--- Begin Collected data ---

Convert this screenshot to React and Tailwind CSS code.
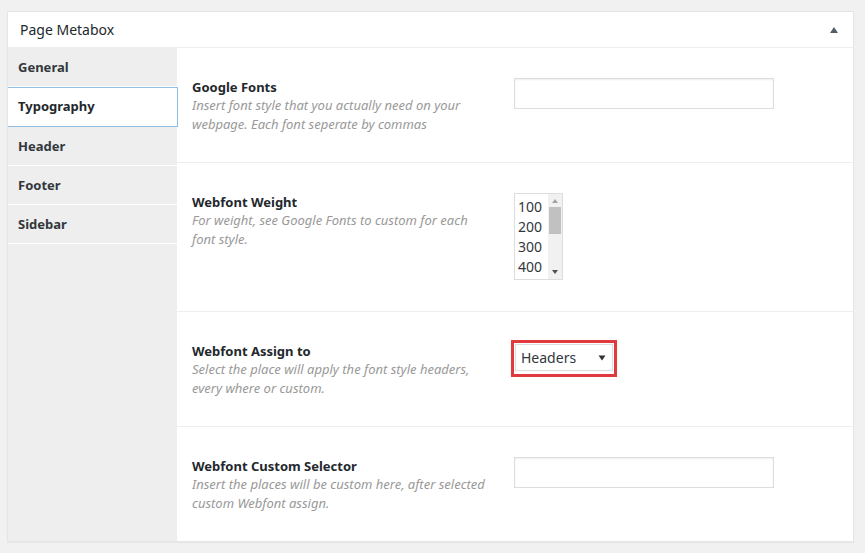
import React from "react";

const tabs = ["General", "Typography", "Header", "Footer", "Sidebar"];

const Label = ({ title, children }) => (
  <div className="w-[322px] shrink-0 pr-6">
    <div className="text-[13px] font-bold leading-[18px] text-[#23282d]">{title}</div>
    <div className="text-[13px] italic leading-[19px] text-[#999]">{children}</div>
  </div>
);

const TextField = () => (
  <div className="h-[31px] w-[260px] border border-[#ddd] bg-white shadow-[inset_0_1px_2px_rgba(0,0,0,0.07)]" />
);

export default function App() {
  return (
    <div
      className="min-h-[553px] w-[865px] bg-[#f1f1f1] pl-[7px] pt-[11px]"
      style={{ fontFamily: '"Noto Sans", "Open Sans", sans-serif' }}
    >
      <div className="w-[847px] border border-[#e5e5e5] bg-white shadow-[0_1px_1px_rgba(0,0,0,0.04)]">
        {/* header */}
        <div className="flex h-[36px] items-center justify-between border-b border-[#eee] pl-[12px] pr-[14px]">
          <span className="text-[14px] text-[#23282d]">Page Metabox</span>
          <svg width="10" height="8" viewBox="0 0 10 8">
            <path d="M1 7 L5 1 L9 7 Z" fill="#555d66" />
          </svg>
        </div>

        <div className="flex">
          {/* tabs */}
          <div className="w-[169px] shrink-0 bg-[#eee]">
            {tabs.map((t) =>
              t === "Typography" ? (
                <div
                  key={t}
                  className="relative z-10 mr-[-1px] flex h-[40px] items-center border border-l-0 border-[#8fbde3] bg-white pl-[10px] text-[13px] font-bold text-[#23282d]"
                >
                  {t}
                </div>
              ) : (
                <div
                  key={t}
                  className="flex h-[39px] items-center border-b border-white pl-[10px] pt-[1px] text-[13px] font-bold text-[#32373c]"
                >
                  {t}
                </div>
              )
            )}
          </div>

          {/* fields */}
          <div className="flex-1">
            <div className="flex border-b border-[#eee] pb-[28px] pl-[15px] pt-[30px]">
              <Label title="Google Fonts">
                Insert font style that you actually need on your webpage. Each font seperate by commas
              </Label>
              <TextField />
            </div>

            <div className="flex border-b border-[#eee] pb-[31px] pl-[15px] pt-[30px]">
              <Label title="Webfont Weight">
                For weight, see Google Fonts to custom for each font style.
              </Label>
              <div className="flex h-[87px] w-[49px] border border-[#ddd] bg-white">
                <div className="flex-1 pl-[3px] pt-[3px] text-[14px] leading-[20px] text-[#32373c]">
                  <div>100</div>
                  <div>200</div>
                  <div>300</div>
                  <div>400</div>
                </div>
                <div className="flex w-[14px] flex-col items-center bg-[#f1f1f1]">
                  <svg width="8" height="6" viewBox="0 0 8 6" className="mt-[4px]">
                    <path d="M1 5 L4 1 L7 5 Z" fill="#a3a3a3" />
                  </svg>
                  <div className="mt-[3px] h-[27px] w-[12px] bg-[#c1c1c1]" />
                  <div className="flex-1" />
                  <svg width="8" height="6" viewBox="0 0 8 6" className="mb-[4px]">
                    <path d="M1 1 L4 5 L7 1 Z" fill="#505050" />
                  </svg>
                </div>
              </div>
            </div>

            <div className="flex border-b border-[#eee] pb-[28px] pl-[15px] pt-[30px]">
              <Label title="Webfont Assign to">
                Select the place will apply the font style headers, every where or custom.
              </Label>
              <div className="-ml-[3px] -mt-[2px] h-[37px] border-[3px] border-[#e0393e] p-[1px]">
                <div className="flex h-[27px] w-[98px] items-center justify-between border border-[#ddd] bg-white pl-[5px] pr-[6px]">
                  <span className="text-[14px] text-[#32373c]">Headers</span>
                  <svg width="8" height="6" viewBox="0 0 8 6">
                    <path d="M0.5 0.5 L4 5.5 L7.5 0.5 Z" fill="#333" />
                  </svg>
                </div>
              </div>
            </div>

            <div className="flex pb-[28px] pl-[15px] pt-[30px]">
              <Label title="Webfont Custom Selector">
                Insert the places will be custom here, after selected custom Webfont assign.
              </Label>
              <TextField />
            </div>
          </div>
        </div>
      </div>
    </div>
  );
}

--- End Collected data ---

# Your goal:
Copy the listing exactly. Any image in it stays out of the copy.

# Exercise answer:
Convert this screenshot to React and Tailwind CSS code.
import React from "react";

const tabs = ["General", "Typography", "Header", "Footer", "Sidebar"];

const Label = ({ title, children }) => (
  <div className="w-[322px] shrink-0 pr-6">
    <div className="text-[13px] font-bold leading-[18px] text-[#23282d]">{title}</div>
    <div className="text-[13px] italic leading-[19px] text-[#999]">{children}</div>
  </div>
);

const TextField = () => (
  <div className="h-[31px] w-[260px] border border-[#ddd] bg-white shadow-[inset_0_1px_2px_rgba(0,0,0,0.07)]" />
);

export default function App() {
  return (
    <div
      className="min-h-[553px] w-[865px] bg-[#f1f1f1] pl-[7px] pt-[11px]"
      style={{ fontFamily: '"Noto Sans", "Open Sans", sans-serif' }}
    >
      <div className="w-[847px] border border-[#e5e5e5] bg-white shadow-[0_1px_1px_rgba(0,0,0,0.04)]">
        {/* header */}
        <div className="flex h-[36px] items-center justify-between border-b border-[#eee] pl-[12px] pr-[14px]">
          <span className="text-[14px] text-[#23282d]">Page Metabox</span>
          <svg width="10" height="8" viewBox="0 0 10 8">
            <path d="M1 7 L5 1 L9 7 Z" fill="#555d66" />
          </svg>
        </div>

        <div className="flex">
          {/* tabs */}
          <div className="w-[169px] shrink-0 bg-[#eee]">
            {tabs.map((t) =>
              t === "Typography" ? (
                <div
                  key={t}
                  className="relative z-10 mr-[-1px] flex h-[40px] items-center border border-l-0 border-[#8fbde3] bg-white pl-[10px] text-[13px] font-bold text-[#23282d]"
                >
                  {t}
                </div>
              ) : (
                <div
                  key={t}
                  className="flex h-[39px] items-center border-b border-white pl-[10px] pt-[1px] text-[13px] font-bold text-[#32373c]"
                >
                  {t}
                </div>
              )
            )}
          </div>

          {/* fields */}
          <div className="flex-1">
            <div className="flex border-b border-[#eee] pb-[28px] pl-[15px] pt-[30px]">
              <Label title="Google Fonts">
                Insert font style that you actually need on your webpage. Each font seperate by commas
              </Label>
              <TextField />
            </div>

            <div className="flex border-b border-[#eee] pb-[31px] pl-[15px] pt-[30px]">
              <Label title="Webfont Weight">
                For weight, see Google Fonts to custom for each font style.
              </Label>
              <div className="flex h-[87px] w-[49px] border border-[#ddd] bg-white">
                <div className="flex-1 pl-[3px] pt-[3px] text-[14px] leading-[20px] text-[#32373c]">
                  <div>100</div>
                  <div>200</div>
                  <div>300</div>
                  <div>400</div>
                </div>
                <div className="flex w-[14px] flex-col items-center bg-[#f1f1f1]">
                  <svg width="8" height="6" viewBox="0 0 8 6" className="mt-[4px]">
                    <path d="M1 5 L4 1 L7 5 Z" fill="#a3a3a3" />
                  </svg>
                  <div className="mt-[3px] h-[27px] w-[12px] bg-[#c1c1c1]" />
                  <div className="flex-1" />
                  <svg width="8" height="6" viewBox="0 0 8 6" className="mb-[4px]">
                    <path d="M1 1 L4 5 L7 1 Z" fill="#505050" />
                  </svg>
                </div>
              </div>
            </div>

            <div className="flex border-b border-[#eee] pb-[28px] pl-[15px] pt-[30px]">
              <Label title="Webfont Assign to">
                Select the place will apply the font style headers, every where or custom.
              </Label>
              <div className="-ml-[3px] -mt-[2px] h-[37px] border-[3px] border-[#e0393e] p-[1px]">
                <div className="flex h-[27px] w-[98px] items-center justify-between border border-[#ddd] bg-white pl-[5px] pr-[6px]">
                  <span className="text-[14px] text-[#32373c]">Headers</span>
                  <svg width="8" height="6" viewBox="0 0 8 6">
                    <path d="M0.5 0.5 L4 5.5 L7.5 0.5 Z" fill="#333" />
                  </svg>
                </div>
              </div>
            </div>

            <div className="flex pb-[28px] pl-[15px] pt-[30px]">
              <Label title="Webfont Custom Selector">
                Insert the places will be custom here, after selected custom Webfont assign.
              </Label>
              <TextField />
            </div>
          </div>
        </div>
      </div>
    </div>
  );
}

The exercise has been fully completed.